Initiativen und Behörden beraten Aussteiger und Eltern

Seit beinahe zehn Jahren können in Deutschland Aussteiger aus der Neonazi-Szene professionelle Beratung und Unterstützung erhalten. Es waren vor allem Initiativen wie die von dem ehemaligen Polizisten und Kriminologen Bernd Wagner ins Leben gerufene „Exit Deutschland“, die die Situation von Aussteigern ab Mitte der 1990er thematisierten und dann konkrete Hilfsangebote schufen.

Inzwischen gibt es ein breites Spektrum an nicht-staatlichen Initiativen und Beratungsstellen, die Aussteigern Hilfe anbieten. Die meisten von ihnen erwarten von den Aussteigern eine nachvollziehbare Begründung, warum sie mit ihrer Verankerung in der Szene oder NPD brechen wollen. Sie wollen keinesfalls lediglich taktische und zeitlich befristete Rückzugsmanöver beispielsweise im Vorfeld von Gerichtsprozessen und Strafverfahren belohnen.

In vielen Bundesländern bieten auch die Landeskriminalämter und Landesämter für Verfassungsschutz Anlaufstellen für ausstiegswillige Neonazis an. Doch die vor einigen Jahren mit großem Publicityaufwand geschalteten staatlichen Aussteiger-Hotlines haben sich in einer Reihe von Bundesländern als Flop erwiesen. Vor allem Journalisten riefen die Hotline an, um sich über den Stand des Programms zu erkundigen, heißt es bei den Behörden.

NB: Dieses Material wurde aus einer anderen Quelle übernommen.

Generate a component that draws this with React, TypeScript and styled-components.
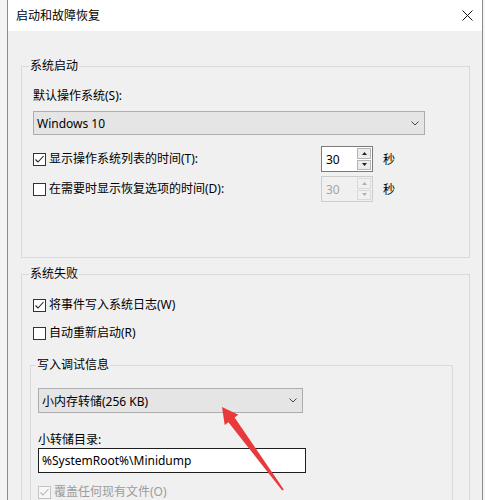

Ohnehin sind Zahlen in diesem Bereich eine schwer ermittelbare Größe: Exit Deutschland gibt an, in den vergangenen zehn Jahren über 300 Neonazis in ihren Ausstiegsprozessen begleitet zu haben.

Beweggründe und Hilfe

Ausgestiegene Neonazis und NPD-Aktivisten nennen ganz unterschiedliche Beweggründe: beispielsweise Angst vor anhaltender staatlicher Repression, aber auch Angst vor Outing- und Protest-Kampagnen durch antifaschistische Gruppen und Initiativen sowie Langeweile und Enttäuschung angesichts der Doppelmoral der rechtsextremen Szene. Einige Aussteiger sagen, dass die exzessive Gewalt gegen Minderheiten, aber auch innerhalb der Szene sie zum Verlassen der "Kameradschaftsszene" bewogen hat.

So unterschiedlich wie die Aussteigsgründe sind auch die Hilfen, die sich Aussteiger wünschen. Einige wenden sich an alternative und nicht-rechte Jugendzentren, weil sie dort die meiste Kompetenz erwarten. Andere melden sich bei Behörden oder Beratungsstellen. Und die meisten betonen, wie wichtig die Existenz einer nicht-rechten Alltagskultur sei, um latente Ausstiegsgedanken zu befördern.

Elterninitiativen und Elternberatung

Eltern, deren Söhne oder Töchter sich der rechtsextremen Szene zuwenden beziehungsweise dort aktiv sind, können sich inzwischen ebenfalls an ein größer werdendes Netzwerk an Beratungsstellen und Selbsthilfegruppen wenden. Überforderung, Unkenntnis der Szene, Unverständnis oder Verzweifelung angesichts der Unerreichbarkeit des eigenen Kindes gehören zu den ganz typischen Reaktionen von Eltern, wenn sie erfahren, dass ihr Kind bei einer Demonstration der NPD gesehen wurde. Oftmals finden die gestressten Eltern in ihrer unmittelbaren Umgebung wenig Verständnis und Hilfe. Auch bei staatlichen Instanzen mangelt es vor Ort häufig an Kenntnissen und konkreten Hilfsangeboten. In dieser Situation sei der Kontakt zu einer Selbsthilfegruppe ebenfalls betroffener Eltern wie „ein Rettungsanker“ gewesen, sagt die Mutter einer 16-Jährigen in Brandenburg, die sich vor einem Jahr einer extrem rechten Clique angeschlossen hat. Durch den Austausch mit anderen sei es ihr gelungen, dem Mädchen „effektive Grenzen“ zu setzen und Alternativangebote zu machen.